Signs your current payment setup needs attention
Most merchants do not need a major incident to know something is off. The warning signs usually appear earlier. Approval rates vary widely by market without a clear explanation. Chargebacks rise after expansion into new channels. Reconciliation takes too long. Support tickets related to payment failures increase. Finance teams lack confidence in settlement timing. Product teams hesitate to add payment options because every change feels expensive.
None of these issues automatically means your provider is failing. Sometimes the fix is better routing, updated fraud logic, or stronger internal controls. But if the payment setup cannot support those changes quickly, the business ends up paying twice – once in lost revenue and again in operational overhead.
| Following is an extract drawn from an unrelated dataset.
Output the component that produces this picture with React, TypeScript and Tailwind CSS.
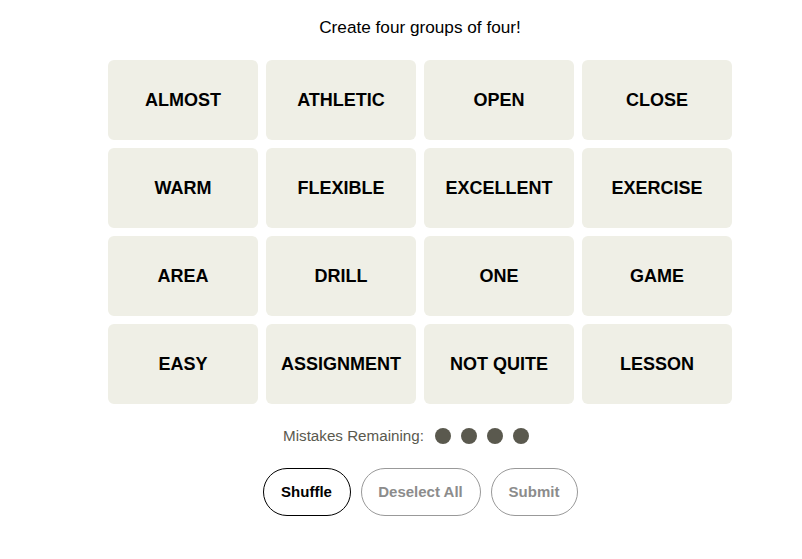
import React from "react";

const words = [
  "ALMOST", "ATHLETIC", "OPEN", "CLOSE",
  "WARM", "FLEXIBLE", "EXCELLENT", "EXERCISE",
  "AREA", "DRILL", "ONE", "GAME",
  "EASY", "ASSIGNMENT", "NOT QUITE", "LESSON",
];

export default function App() {
  return (
    <div className="w-[802px] h-[559px] bg-white overflow-hidden" style={{ fontFamily: '"Liberation Sans", Arial, sans-serif' }}>
      <div className="ml-[108px] w-[624px] flex flex-col items-center">
        <p className="mt-[16px] h-[22px] leading-[22px] text-[17.2px] text-black">Create four groups of four!</p>
        <div className="mt-[22px] grid grid-cols-4 gap-[8px] w-full">
          {words.map((w) => (
            <div key={w} className="h-[80px] rounded-[6px] bg-[#efefe6] flex items-center justify-center text-[18px] font-bold text-black">
              {w}
            </div>
          ))}
        </div>
        <div className="mt-[20px] h-[24px] flex items-center text-[15.2px] text-[#5a594e] mr-[28px]">
          <span className="mr-[11px]">Mistakes Remaining:</span>
          <div className="flex gap-[10px]">
            <span className="w-[16px] h-[16px] rounded-full bg-[#5a594e]" />
            <span className="w-[16px] h-[16px] rounded-full bg-[#5a594e]" />
            <span className="w-[16px] h-[16px] rounded-full bg-[#5a594e]" />
            <span className="w-[16px] h-[16px] rounded-full bg-[#5a594e]" />
          </div>
        </div>
        <div className="mt-[20px] flex gap-[10px]">
          <button className="w-[88px] h-[48px] rounded-full border border-black text-black text-[15px] font-semibold">Shuffle</button>
          <button className="w-[120px] h-[48px] rounded-full border border-[#999] text-[#8c8c8c] text-[15px] font-semibold">Deselect All</button>
          <button className="w-[87px] h-[48px] rounded-full border border-[#999] text-[#8c8c8c] text-[15px] font-semibold">Submit</button>
        </div>
      </div>
    </div>
  );
}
That is why secure payment processing should be treated as an ongoing capability, not a one-time implementation. Risks change, customer behavior changes, and market requirements change. The merchants that perform best are usually the ones that review payments with the same discipline they apply to marketing efficiency or supply chain reliability.
Build for trust, not just transaction approval
The strongest payment systems do more than move money. They help merchants build a buying experience customers trust and an operating model teams can rely on. That means high standards for data protection, smart fraud controls, dependable settlements, and enough flexibility to serve customers across channels and borders.
For businesses that want to grow without adding payment complexity at every step, the right infrastructure creates a measurable advantage. It protects revenue, reduces friction, and gives teams more control over how money comes in and goes out. If your current setup is forcing trade-offs between security, speed, and expansion, that is usually the signal to rethink the foundation before growth makes the problem more expensive.